As a final example on multidimensional arrays we will
illustrate the dynamic allocation of a three dimensional array.
This example will illustrate one more thing to watch when doing
this kind of allocation. For reasons cited above we will use the
approach outlined in alternative two. Consider the following
code:
—————————————————————–
#include <stdio.h>
#include <stdlib.h>
#include <mem.h>
#include <conio.h>
int X_DIM=16;
int Y_DIM=8;
int Z_DIM=4;
int main(void)
{
char ***space;
char ***Arr3D;
int x, y, z;
ptrdiff_t diff;
/* first we set aside space for the array itself */
space = malloc(X_DIM * Y_DIM * Z_DIM * sizeof(char));
/* next we allocate space of an array of pointers, each
to eventually point to the first element of a
2 dimensional array of pointers to pointers */
Arr3D = malloc(Z_DIM * sizeof(char **));
/* and for each of these we assign a pointer to a newly
allocated array of pointers to a row */
for(z = 0; z < Z_DIM; z++)
{
Arr3D[z] = malloc(Y_DIM * sizeof(char *));
/* and for each space in this array we put a pointer to
the first element of each row in the array space
originally allocated */
for(y = 0; y < Y_DIM; y++)
{
Arr3D[z][y] = ((char *)space + (z*(X_DIM * Y_DIM) + y*X_DIM));
}
}
/* And, now we check each address in our 3D array to see if
the indexing of the Arr3d pointer leads through in a
continuous manner */
for(z = 0; z < Z_DIM; z++)
{
printf(”Location of array %d is %p\n”, z, *Arr3D[z]);
for( y = 0; y < Y_DIM; y++)
{
printf(” Array %d and Row %d starts at %p”, z, y, Arr3D[z][y]);
diff = Arr3D[z][y] - (char *)space;
printf(” diff = %d “,diff);
printf(” z = %d y = %d\n”, z, y);
}
getch();
}
return 0;
}
———————————————————–
If you have followed this tutorial up to this point you
should have no problem deciphering the above on the basis of the
comments alone. There is one line that deserves a bit of special
attention however. It reads:
Arr3D[z][y] = ((char *)space + (z*(X_DIM * Y_DIM) + y*X_DIM));
Note that here “space” is cast to a character pointer, which
is the same type as Arr3D[z][y]. A thing to be careful of,
however, is where that cast is made. If the cast were made
outside the overall parenthesis as in…
Arr3D[z][y] = (char *)(space + (z*(X_DIM * Y_DIM) + y*X_DIM));
the code fails. The reason is that the cast, in this case, is
not so much to make the types on each side of the assignment
operator match, as it is to make the pointer arithmetic work.

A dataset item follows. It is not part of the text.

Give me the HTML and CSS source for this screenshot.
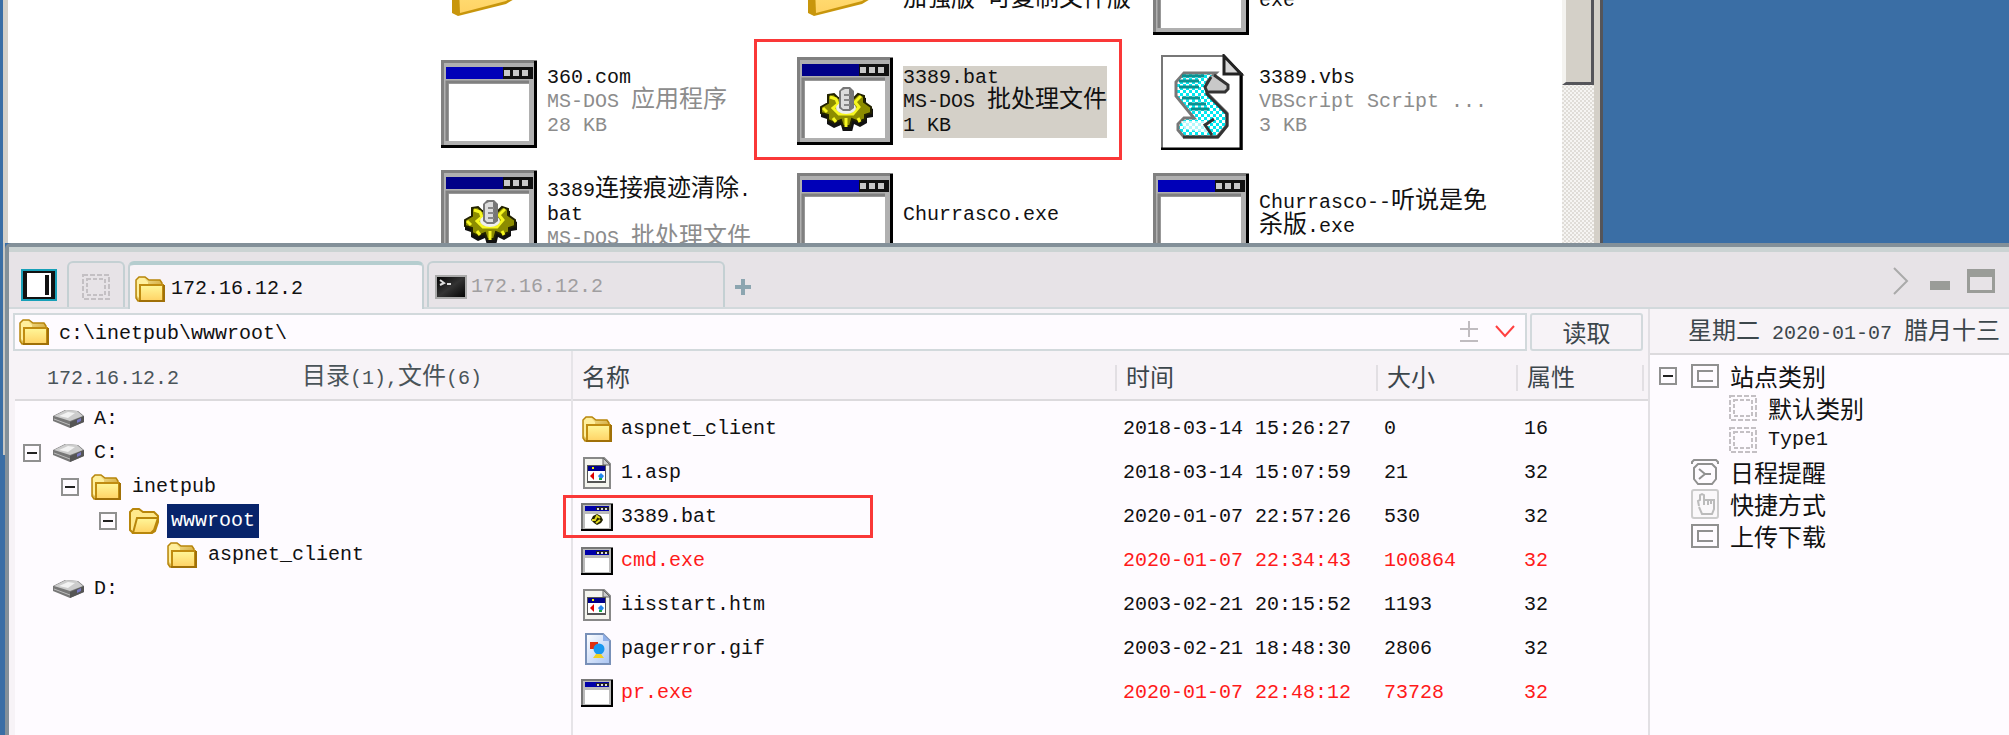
FILE: index.html
```html
<!DOCTYPE html>
<html lang="zh-CN">
<head>
<meta charset="utf-8">
<title>172.16.12.2</title>
<link rel="stylesheet" href="styles.css">
</head>
<body>
<svg class="defs" aria-hidden="true">
  <defs>
    <linearGradient id="gold" x1="0" y1="0" x2="0" y2="1"><stop offset="0" stop-color="#fff79a"/><stop offset="1" stop-color="#ffd264"/></linearGradient>
    <linearGradient id="goldBack" x1="0" y1="0" x2="1" y2="1"><stop offset="0" stop-color="#fff3a8"/><stop offset="1" stop-color="#c08a10"/></linearGradient>
    <linearGradient id="paper" x1="0" y1="0" x2="1" y2="1"><stop offset="0" stop-color="#fff"/><stop offset="1" stop-color="#a9c4f2"/></linearGradient>
    <linearGradient id="screen" x1="0" y1="0" x2="1" y2="1"><stop offset="0" stop-color="#000"/><stop offset=".5" stop-color="#333"/><stop offset="1" stop-color="#000"/></linearGradient>
    <pattern id="weave" width="6" height="6" patternUnits="userSpaceOnUse"><rect width="6" height="6" fill="#fff"/><rect width="3" height="3" fill="#00e8f0"/><rect x="3" y="3" width="3" height="3" fill="#00e8f0"/></pattern>
    <symbol id="frame" viewBox="0 0 96 88">
      <rect width="96" height="88" fill="#808080"/><rect x="3" y="3" width="90" height="82" fill="#b0b0b0"/>
      <path d="M93 1h3v87H0v-3h93z" fill="#000"/>
      <path d="M6 81V22h82" fill="none" stroke="#808080" stroke-width="3"/>
      <rect x="8" y="24" width="80" height="57" fill="#fff"/>
    </symbol>
    <symbol id="buttons" viewBox="0 0 30 12">
      <rect width="30" height="12" fill="#111"/><path d="M1 3h6v6H1zM10 3h6v6h-6zM19 3h6v6h-6z" fill="#c8c8c8"/>
    </symbol>
    <symbol id="exe" viewBox="0 0 96 96">
      <use href="#frame" y="6" width="96" height="88"/><rect x="5" y="13" width="86" height="12" fill="#0000b8"/><use href="#buttons" x="62" y="13" width="30" height="12"/>
    </symbol>
    <symbol id="gear" viewBox="0 0 54 44">
      <path d="M9 9l6-1 4 4h16l4-4 7 2v6l7 5v8l-6 1v5l-7 4-6-3-2 8h-9l-2-7-7 3-7-4v-5l-6-2v-8l6-4z" fill="#111" transform="translate(1 1)"/>
      <path d="M9 8l6-1 4 4h16l4-4 6 2v6l7 5v6l-6 2v4l-6 3-7-3-2 7h-7l-2-6-7 3-6-3v-5l-7-2v-6l7-4z" fill="#8c8c00" stroke="#222200" stroke-width="2"/>
      <path d="M11 10l6 2 2 5-5 4 6 6h14l6-7-4-5 6-6M4 21l4 4M14 31l3 4M27 31v9M39 31l2 4" fill="none" stroke="#f6f620" stroke-width="3"/>
      <ellipse cx="27" cy="21" rx="10" ry="6" fill="#eee"/>
      <path d="M20 4l4-4h7l4 4v17l-4 3h-7l-4-3z" fill="#777"/><path d="M22 4l4-2h4v20h-6l-2-2z" fill="#ddd"/><path d="M25 8h6M25 13h6M25 18h6" stroke="#888" stroke-width="2"/>
    </symbol>
    <symbol id="bat" viewBox="0 0 96 96">
      <use href="#frame" y="3" width="96" height="88"/><rect x="5" y="10" width="86" height="12" fill="#000088"/><use href="#buttons" x="62" y="10" width="30" height="12"/><use href="#gear" x="22" y="33" width="54" height="44"/>
    </symbol>
    <symbol id="vbs" viewBox="0 0 96 96">
      <path d="M9 2h61l19 18v75H9z" fill="#fff" stroke="#777" stroke-width="2"/><path d="M88 19v76H8" fill="none" stroke="#000" stroke-width="3"/>
      <path d="M71 2v18h17z" fill="#d8d8d8" stroke="#222" stroke-width="3"/>
      <path d="M31 19h32l-9 9v11l20 20v12L64 83H31l-6-7v-6l6-6h10L23 42V28z" fill="url(#weave)" stroke="#777" stroke-width="3"/>
      <path d="M28 67h24l3 12-24-4z" fill="#fff" opacity=".7"/>
      <path d="M29 22h22M26 27h20M26 33h20M29 44h18M35 50h18M38 55h18" stroke="#0a9090" stroke-width="3"/>
      <path d="M55 24l7-3 13 10-3 7H55l-2-6z" fill="#c8c8c8"/>
      <path d="M61 21l14 10v4l-3 3H54v2l20 20v12L65 83H30M54 38l-2-5 6-10M61 65l-9 6 7 10" fill="none" stroke="#333" stroke-width="3"/>
    </symbol>
    <symbol id="bigfolder" viewBox="0 0 96 96">
      <path d="M11 0v72l6 3 48-12 10-6 3-20V0z" fill="#c8960c"/><path d="M16 0l3 72 46-12 8-5V0z" fill="url(#gold)"/>
    </symbol>
    <symbol id="folder" viewBox="0 0 30 26">
      <path d="M1 4l3-3h6l4 3h11l2 3v18H3l-2-3z" fill="url(#goldBack)" stroke="#b8860b" stroke-width="1.5"/>
      <path d="M2 5l3-3h4l4 4v3l-7 1-2 12-2-2z" fill="#ffef9c"/>
      <path d="M5 9h23v16H5z" fill="url(#gold)" stroke="#c08c10" stroke-width="2"/><path d="M4 25h25V9" fill="none" stroke="#a07008" stroke-width="2"/>
    </symbol>
    <symbol id="open" viewBox="0 0 30 26">
      <path d="M1 4l3-3h6l4 3h11l4 4v6l-3 9-3 2H4l-3-3z" fill="#ffe98c" stroke="#b8860b" stroke-width="2"/>
      <path d="M8 10h21l-4 12-3 3H4z" fill="url(#gold)" stroke="#b8860b" stroke-width="2"/>
    </symbol>
    <symbol id="drive" viewBox="0 0 32 20">
      <path d="M0 7l12-6 13 1 6 5v6l-14 6L0 12z" fill="#777"/><path d="M1 7l12-6 11 1 6 5-13 5z" fill="#ccc"/><path d="M6 7l9-4 7 1-7 5z" fill="#f2f2f2"/>
      <path d="M17 13v6l14-6V7z" fill="#555"/><path d="M24 11l4-2v3l-4 2z" fill="#7777c0"/><path d="M1 10l16 6" stroke="#bbb"/>
    </symbol>
    <symbol id="sexe" viewBox="0 0 32 28">
      <path d="M0 0h32v28H0z" fill="#777"/><path d="M2 2h28v24H2z" fill="#bbb"/><path d="M30 1h2v27H0v-2h30z" fill="#000"/>
      <path d="M4 3h24v5H4z" fill="#0000a8"/><path d="M15 4h13v3H15z" fill="#222"/><path d="M16 5h2v2h-2zM20 5h2v2h-2zM24 5h2v2h-2z" fill="#ddd"/><path d="M4 11h24v14H4z" fill="#fff"/>
    </symbol>
    <symbol id="sbat" viewBox="0 0 32 28">
      <use href="#sexe" width="32" height="28"/><path d="M12 13l4-2 4 2 2 4-2 3-4 2-3-2-3-3z" fill="#222200"/><path d="M11 17h3l2-4 3 2M15 20l4-3" stroke="#e0d820" stroke-width="2" fill="none"/>
    </symbol>
    <symbol id="web" viewBox="0 0 32 32">
      <path d="M3 1h20l6 6v24H3z" fill="#f4f4ee" stroke="#888" stroke-width="2"/><path d="M22 1v7h7z" fill="#ccc" stroke="#666"/>
      <path d="M6 8h19v18H6z" fill="#555"/><path d="M7 14h17v10H7z" fill="#fff"/><path d="M7 9h17v5H7z" fill="#00008a"/><path d="M11 10h2v2h-2z" fill="#ee0"/>
      <path d="M9 19l4-4v8z" fill="#d00"/><path d="M17 19l3-3 3 3-3 4z" fill="#28e"/><path d="M18 21h3v2h-3z" fill="#1a4"/>
    </symbol>
    <symbol id="gif" viewBox="0 0 32 32">
      <path d="M5 1h17l7 7v23H5z" fill="url(#paper)" stroke="#7890b8" stroke-width="2"/><path d="M22 1v7h7z" fill="#8fb0e8"/>
      <path d="M9 9h8v7H9z" fill="#e03010"/><circle cx="18" cy="16" r="5.500" fill="#1898f0"/><path d="M12 25l3-4h5l3 4z" fill="#f0d020"/>
    </symbol>
    <symbol id="term" viewBox="0 0 32 24">
      <path d="M1 1h30v22H1z" fill="url(#screen)" stroke="#aaa" stroke-width="2"/><path d="M5 5l4 3-4 2M12 9h4" fill="none" stroke="#ddd" stroke-width="2"/>
    </symbol>
    <symbol id="dashed" viewBox="0 0 28 26">
      <g fill="none" stroke="#c4c0c4" stroke-width="2"><path d="M1 1h26v24H1z" stroke-dasharray="5 2"/><path d="M5 5h18v16H5z" stroke-dasharray="4 2"/></g>
    </symbol>
    <symbol id="cbox" viewBox="0 0 28 24">
      <path d="M1 1h26v22H1z" fill="none" stroke="#909090" stroke-width="2"/><path d="M22 7H7v10h15" fill="none" stroke="#909090" stroke-width="2"/>
    </symbol>
    <symbol id="clock" viewBox="0 0 28 26">
      <g fill="none" stroke="#909090" stroke-width="2"><path d="M1 5V3l2-2h22l2 2v2M7 5h14l4 4v11l-4 5H7l-4-5V9z"/><path d="M8 10l6 5-6 5M14 15h6"/></g>
    </symbol>
    <symbol id="hand" viewBox="0 0 28 30">
      <rect x="1" y="1" width="26" height="28" rx="2" fill="#faf8fa" stroke="#ccc" stroke-width="2"/>
      <path d="M8 17l-1-5 2-1V6l2-1 2 1v5h10v9l-2 5H11l-3-7M13 11v5M17 11v5M20 11v4" fill="none" stroke="#bbb" stroke-width="2"/>
    </symbol>
  </defs>
</svg>

<section class="explorer">
  <div class="files">
    <div class="tile"><svg class="big"><use href="#bigfolder"/></svg></div>
    <div class="tile"><svg class="big"><use href="#bigfolder"/></svg><div class="label"><br><span class="cj">加强版</span> <span class="cj">可复制文件版</span></div></div>
    <div class="tile"><svg class="big"><use href="#exe"/></svg><div class="label"><br>exe</div></div>

    <div class="tile"><svg class="big"><use href="#exe"/></svg><div class="label">360.com<div class="meta">MS-DOS <span class="cj">应用程序</span><br>28 KB</div></div></div>
    <div class="tile marked"><svg class="big"><use href="#bat"/></svg><div class="label picked">3389.bat<br>MS-DOS <span class="cj">批处理文件</span><br>1 KB</div></div>
    <div class="tile"><svg class="big"><use href="#vbs"/></svg><div class="label">3389.vbs<div class="meta">VBScript Script ...<br>3 KB</div></div></div>

    <div class="tile"><svg class="big"><use href="#bat"/></svg><div class="label">3389<span class="cj">连接痕迹清除</span>.<br>bat<div class="meta">MS-DOS <span class="cj">批处理文件</span></div></div></div>
    <div class="tile"><svg class="big"><use href="#exe"/></svg><div class="label">Churrasco.exe</div></div>
    <div class="tile"><svg class="big"><use href="#exe"/></svg><div class="label">Churrasco--<span class="cj">听说是免</span><br><span class="cj">杀版</span>.exe</div></div>
  </div>
  <div class="scroll"><div class="thumb"></div></div>
</section>

<div class="lower">
  <div class="gutter"></div>
  <main class="app">
    <header class="tabs">
      <button class="panel-btn" aria-label="面板"><svg width="36" height="32" viewBox="0 0 36 32"><path d="M1 1h34v30H1z" fill="#111" stroke="#18a0b8" stroke-width="2"/><path d="M6 4h24v24H6z" fill="#fff"/><path d="M24 6h4v20h-4z" fill="#111"/></svg></button>
      <button class="tab blank" aria-label="空白"><svg width="28" height="26"><use href="#dashed"/></svg></button>
      <button class="tab active"><svg width="30" height="26"><use href="#folder"/></svg>172.16.12.2</button>
      <button class="tab"><svg width="32" height="24"><use href="#term"/></svg>172.16.12.2</button>
      <button class="add" aria-label="新建"><svg width="16" height="16"><path d="M8 0v16M0 8h16" stroke="#8ca5b0" stroke-width="4"/></svg></button>
      <div class="controls">
        <button aria-label="更多"><svg width="20" height="28"><path d="M1 1l13 13L1 27" fill="none" stroke="#aaa" stroke-width="2"/></svg></button>
        <button aria-label="最小化"><svg width="20" height="28"><path d="M0 14h20v9H0z" fill="#9a9c98"/></svg></button>
        <button aria-label="最大化"><svg width="28" height="24"><path d="M0 0h28v24H0zM3 8v13h22V8z" fill="#9a9c98" fill-rule="evenodd"/></svg></button>
      </div>
    </header>

    <div class="body">
      <div class="work">
        <form class="bar">
          <div class="address">
            <svg width="30" height="26"><use href="#folder"/></svg>
            <input type="text" aria-label="路径" value="c:\inetpub\wwwroot\">
            <button type="button" aria-label="增减"><svg width="18" height="22"><path d="M9 0v16M0 8h18M0 20h18" stroke="#c0bcc0" stroke-width="2"/></svg></button>
            <button type="button" aria-label="下拉"><svg width="20" height="14"><path d="M1 1l9 10 9-10" fill="none" stroke="#ff4040" stroke-width="2"/></svg></button>
          </div>
          <button type="button" class="read cj">读取</button>
        </form>
        <div class="split">
          <section class="tree-pane">
            <div class="head"><span>172.16.12.2</span><span><span class="cj">目录</span>(1),<span class="cj">文件</span>(6)</span></div>
            <ul class="tree">
              <li><svg class="drive"><use href="#drive"/></svg><span>A:</span></li>
              <li><button class="toggle" aria-label="折叠"></button><svg class="drive"><use href="#drive"/></svg><span>C:</span></li>
              <li class="l1"><button class="toggle" aria-label="折叠"></button><svg class="fold"><use href="#folder"/></svg><span>inetpub</span></li>
              <li class="l2"><button class="toggle" aria-label="折叠"></button><svg class="fold"><use href="#open"/></svg><span class="sel">wwwroot</span></li>
              <li class="l3"><svg class="fold"><use href="#folder"/></svg><span>aspnet_client</span></li>
              <li><svg class="drive"><use href="#drive"/></svg><span>D:</span></li>
            </ul>
          </section>
          <section class="list-pane">
            <table class="list">
              <colgroup><col><col class="c-time"><col class="c-size"><col class="c-attr"></colgroup>
              <thead><tr><th>名称</th><th>时间</th><th>大小</th><th>属性</th></tr></thead>
              <tbody>
                <tr><td><div class="name"><svg height="26"><use href="#folder"/></svg>aspnet_client</div></td><td>2018-03-14 15:26:27</td><td>0</td><td>16</td></tr>
                <tr><td><div class="name"><svg height="32"><use href="#web"/></svg>1.asp</div></td><td>2018-03-14 15:07:59</td><td>21</td><td>32</td></tr>
                <tr><td><div class="name boxed"><svg height="28"><use href="#sbat"/></svg>3389.bat</div></td><td>2020-01-07 22:57:26</td><td>530</td><td>32</td></tr>
                <tr class="hot"><td><div class="name"><svg height="28"><use href="#sexe"/></svg>cmd.exe</div></td><td>2020-01-07 22:34:43</td><td>100864</td><td>32</td></tr>
                <tr><td><div class="name"><svg height="32"><use href="#web"/></svg>iisstart.htm</div></td><td>2003-02-21 20:15:52</td><td>1193</td><td>32</td></tr>
                <tr><td><div class="name"><svg height="32"><use href="#gif"/></svg>pagerror.gif</div></td><td>2003-02-21 18:48:30</td><td>2806</td><td>32</td></tr>
                <tr class="hot"><td><div class="name"><svg height="28"><use href="#sexe"/></svg>pr.exe</div></td><td>2020-01-07 22:48:12</td><td>73728</td><td>32</td></tr>
              </tbody>
            </table>
          </section>
        </div>
      </div>
      <aside class="side">
        <div class="date"><span class="cj">星期二</span> 2020-01-07 <span class="cj">腊月十三</span></div>
        <ul class="tree cats">
          <li><button class="toggle" aria-label="折叠"></button><svg height="24"><use href="#cbox"/></svg><span class="cj">站点类别</span></li>
          <li class="l1"><svg height="26"><use href="#dashed"/></svg><span class="cj">默认类别</span></li>
          <li class="l1"><svg height="26"><use href="#dashed"/></svg><span>Type1</span></li>
          <li><svg height="26"><use href="#clock"/></svg><span class="cj">日程提醒</span></li>
          <li><svg height="30"><use href="#hand"/></svg><span class="cj">快捷方式</span></li>
          <li><svg height="24"><use href="#cbox"/></svg><span class="cj">上传下载</span></li>
        </ul>
      </aside>
    </div>
  </main>
</div>
</body>
</html>
```

FILE: styles.css
```css
*, *::before, *::after { box-sizing: border-box; }

body {
  margin: 0;
  height: 100vh;
  display: flex;
  flex-direction: column;
  overflow: hidden;
  background: #3a6ea5;
  color: #111;
  font-family: "Liberation Mono", "Noto Sans CJK SC", monospace;
  font-size: 20px;
  line-height: 24px;
}

button, input {
  font: inherit;
  color: inherit;
  background: none;
  border: 0;
  padding: 0;
}

svg { display: block; flex: none; }
.defs { position: absolute; width: 0; height: 0; }
.cj { font-family: "Noto Sans CJK SC", sans-serif; font-size: 24px; line-height: 24px; }
.label .cj, .head .cj, .date .cj { line-height: 0; }

/* file explorer window */
.explorer {
  flex: none;
  height: 243px;
  margin-left: 3px;
  width: 1600px;
  max-width: 100%;
  display: flex;
  overflow: hidden;
  background: #fff;
  border-left: 5px solid #d4d0c8;
  border-right: 3px solid #55555a;
}
.files {
  flex: 1;
  display: grid;
  grid-template-columns: repeat(3, 356px);
  grid-auto-rows: 113px;
  margin-top: -68px;
  padding-left: 433px;
}
.tile { display: flex; align-items: center; gap: 10px; position: relative; white-space: nowrap; }
.big { width: 96px; height: 96px; }
.label { line-height: 24px; }
.meta { color: #8c8c8c; }
.picked { background: #d4d0c8; }
.marked::after {
  content: "";
  position: absolute;
  inset: -6px 31px -2px -43px;
  border: 3px solid #fa3838;
}
.scroll {
  width: 38px;
  border-right: 6px solid #d4d0c8;
  background: repeating-conic-gradient(#e0ddd8 0 25%, #f6f5f3 0 50%) 0 0 / 4px 4px;
}
.thumb {
  height: 85px;
  background: #d4d0c8;
  border-left: 4px solid #f4f3f0;
  border-right: 3px solid #55555a;
  border-bottom: 3px solid #55555a;
}

/* manager window */
.lower { flex: 1; display: grid; grid-template-columns: 5px 1fr; min-height: 0; }
.gutter { height: 212px; border-right: 2px solid #c8c8c4; }
.app {
  display: flex;
  flex-direction: column;
  min-width: 0;
  background: #f7f3f7;
  border-top: 4px solid #839099;
  border-left: 4px solid #839099;
  border-top-left-radius: 6px;
}
.tabs {
  flex: none;
  display: flex;
  align-items: flex-end;
  height: 62px;
  padding-left: 12px;
  background: #e7e3e7;
  border-top: 5px solid #cbd3d3;
  border-bottom: 2px solid #d2d9dc;
}
.panel-btn { margin: 0 10px 6px 0; }
.tab {
  display: flex;
  align-items: center;
  gap: 4px;
  width: 298px;
  height: 46px;
  padding: 4px 0 0 6px;
  border: 2px solid #c4d0d3;
  border-bottom: 0;
  border-radius: 6px 6px 0 0;
  color: #a09ea0;
}
.blank { width: 58px; padding-left: 13px; margin-right: 3px; }
.active {
  width: 296px;
  height: 48px;
  margin: 0 3px -2px 0;
  padding-left: 5px;
  background: #f7f3f7;
  border-top: 4px solid #b5cdcf;
  color: #111;
  gap: 6px;
}
.add { margin: 0 0 12px 10px; }
.controls { display: flex; align-items: center; gap: 17px; margin: 0 14px 12px auto; }

.body { flex: 1; display: grid; grid-template-columns: 1fr 361px; min-height: 0; }
.work { display: flex; flex-direction: column; min-width: 0; }
.bar { display: flex; gap: 3px; padding: 4px 5px 0 4px; }
.address {
  flex: 1;
  display: flex;
  align-items: center;
  gap: 17px;
  height: 38px;
  padding: 0 10px 0 4px;
  background: #fefbff;
  border: 2px solid #d2d9dc;
}
.address input { flex: 1; min-width: 0; height: 28px; padding-top: 2px; margin-left: -7px; outline: 0; }
.read { width: 113px; height: 38px; border: 2px solid #d2d9dc; border-radius: 3px; color: #3c464b; }
.split { flex: 1; display: grid; grid-template-columns: 564px 1fr; }
.tree-pane { margin-left: 6px; border-right: 2px solid #e6e4e8; background: #fefbff; }
.head {
  display: flex;
  align-items: center;
  justify-content: space-between;
  height: 50px;
  padding: 8px 89px 0 32px;
  background: #f7f3f7;
  border-bottom: 2px solid #dcdadd;
  color: #4a5459;
}
.tree { list-style: none; margin: 0; padding: 1px 0 0 8px; }
.tree li {
  display: grid;
  grid-template-columns: 18px 32px auto;
  column-gap: 12px;
  justify-content: start;
  align-items: center;
  height: 34px;
}
.tree li > svg { grid-column: 2; }
.tree li > span { grid-column: 3; margin-left: -3px; }
.tree .l1 { padding-left: 38px; }
.tree .l2 { padding-left: 76px; }
.tree .l3 { padding-left: 114px; }
.drive { width: 32px; height: 20px; }
.fold { width: 30px; height: 26px; }
.tree li > .sel { background: #08246b; color: #fff; line-height: 34px; padding: 0 4px; margin-left: -6px; }
.toggle {
  width: 18px;
  height: 18px;
  border: 2px solid #909090;
  background: linear-gradient(#222, #222) center / 10px 2px no-repeat;
}

.list-pane { background: #fefbff; }
.list { width: 100%; table-layout: fixed; border-collapse: separate; border-spacing: 0; }
.c-time { width: 261px; }
.c-size { width: 140px; }
.c-attr { width: 132px; }
th {
  height: 50px;
  padding: 2px 0 0 11px;
  text-align: left;
  font-family: "Noto Sans CJK SC", sans-serif;
  font-size: 24px;
  font-weight: 400;
  color: #3c464b;
  border-bottom: 2px solid #dcdadd;
  background: linear-gradient(#e2dfe3, #e2dfe3) 0 14px / 2px 26px no-repeat #f7f3f7;
}
th:first-child { padding-left: 9px; background: #f7f3f7; }
th:last-child {
  background:
    linear-gradient(#e2dfe3, #e2dfe3) 0 14px / 2px 26px no-repeat,
    linear-gradient(#e2dfe3, #e2dfe3) 126px 14px / 2px 26px no-repeat #f7f3f7;
}
tbody::before { content: ""; display: block; height: 6px; }
td { height: 44px; padding: 0 0 0 8px; }
.name { display: flex; align-items: center; gap: 8px; height: 44px; position: relative; }
.name svg { width: 32px; }
.boxed::after {
  content: "";
  position: absolute;
  left: -18px;
  top: 0;
  width: 310px;
  height: 43px;
  border: 3px solid #fa3838;
}
.hot { color: #ff1a1a; }

.side { border-left: 2px solid #e2e0e4; background: #fefbff; }
.date {
  height: 46px;
  padding: 13px 9px 0 0;
  text-align: right;
  white-space: nowrap;
  background: #f7f3f7;
  border-bottom: 2px solid #dcdadd;
  color: #3c464b;
}
.cats { padding: 5px 0 0 9px; }
.cats li { height: 32px; grid-template-columns: 18px 28px auto; column-gap: 14px; }
.cats li > svg { width: 28px; }
```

Recall that when dealing with pointer arithmetic in something
like:
int *ptr;
ptr = ptr + 1;
the second line increments the pointer by sizeof(int), which is 2
on MS-DOS machines. Now looking at the mentioned line, it should
be obvious that
(z*(X_DIM * Y_DIM) + y*X_DIM))
calculates the number of array elements This will turn out to be
an arithmetic constant after the calculation. Now since we are
dealing with an array of characters the result of the pointer
arithmetic which adds this value to the pointer to the start of
the array should yield a value equal to the pointer value plus
this constant. Were we using an int data type, i.e. casting our
“space” pointer to (int *), the actual value by which the pointer
would be incremented would be the calculated value times
sizeof(int).